Adivinha-se o fim da Quaresma quando em muitas das janelas das casas vareiras surgem colados panfletos a anunciar que se aceitam encomendas do famoso pão-de-ló, a iguaria doce que há muito leva o nome de Ovar a todos os cantos do mundo. Hoje, estima-se que haja cerca de três dezenas de produtores com casa aberta ao público, pessoas dedicadas à comercialização daquele doce. No entanto, serão muitos mais os que, por esta altura do ano, se aventuram na arte secular de bem fazer o pão-de-ló de Ovar.
A fama da iguaria é tal que são muitos os que, por esse Portugal fora, juntam ovos, açúcar e farinha e procuram criar "cópias" do doce. E é exactamente por essa razão que a Câmara Municipal de Ovar se empenha, desde há já alguns anos, mas agora mais em força, em certificar o produto "Pão-de-ló de Ovar", para que mais ninguém possa usar aquela marca, de forma a que o prestígio do produto tipicamente vareiro não seja desvirtuado.
Tentativa gorada
Se em 1999, altura em que o actual presidente da Câmara, Manuel Oliveira, então vereador da Cultura, acabou por esbarrar com a falta de consenso entre produtores, a Autarquia acredita agora que será possível obter a certificação.
"Julgo que agora os produtores estão mais conscientes que, hoje, vivemos a batalha pela qualidade. E só se ganha essa batalha, se se cumprirem critérios rigorosos, por exemplo, no que respeita à higiene na produção e à qualidade dos ingredientes", explicou Manuel Oliveira. "Os consumidores exigem cada vez mais a garantia de que não estão a comer gato por lebre. Se queremos dar uma ainda maior projecção ao pão-de-ló de Ovar, temos de ser capazes de garantir aos consumidores essa qualidade", acrescentou.
No entanto, o desejado consenso entre produtores continua difícil de alcançar quando, logo à partida, todos terão a obrigação de dar a conhecer as suas receitas. E é aí que reside o busílis da questão.
Se alguns fabricantes até vêem com bons olhos a certificação e até a criação de uma confraria, outros, sobretudo os produtores mais antigos, olham o processo de forma desconfiada. Admitem que haja uma grande dose de oportunismo por parte dos que se iniciaram no negócio há poucos anos.
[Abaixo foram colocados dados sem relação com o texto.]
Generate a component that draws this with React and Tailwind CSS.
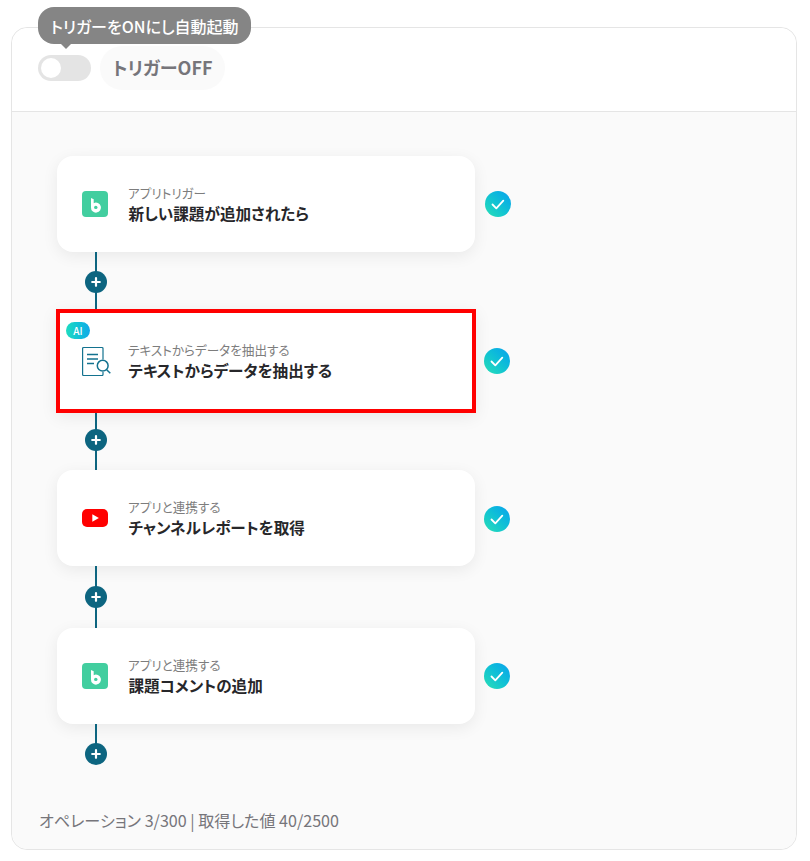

Sem querer entrar em polémicas, Luiz Duarte, fabricante do internacionalmente famoso pão-de-ló "São Luiz", com mais de 200 anos de história e prestígio, é um dos primeiros a não aceitar as condições impostas para a certificação. "Quem iria nivelar a qualidade do produto? E se fosse nivelado por baixo, em comparação com o nosso, só nos faria perder qualidade, clientes e prestígio", asseverou.
"A nossa marca está patenteada desde 1950 e foi conquistada ao longo de mais de dois séculos de muito esforço. Para alcançar o prestígio que hoje tem foram precisos muitos anos. Não precisamos da certificação para os nossos clientes terem a certeza que o pão-de-ló «São Luiz» tem qualidade. Para dizer a verdade, acredito piamente que o nome de Ovar chegou a todos os cantos do mundo sobretudo graças a nós", enalteceu Luiz Duarte.
A ausência de Luiz Duarte no grupo dos produtores interessados na certificação poderá, na opinião de Hugo Malheiro, da "Casinha do pão-de-ló", deitar por terra o processo de certificação. "Se ele, que devia ser o timoneiro deste projecto, é o primeiro a não aceitar as condições, não acredito que isto vá para a frente", esclareceu. "No entanto, julgo que seria importante para os produtores e para os consumidores terem uma garantia de qualidade e de exclusividade", concluiu Hugo Malheiro.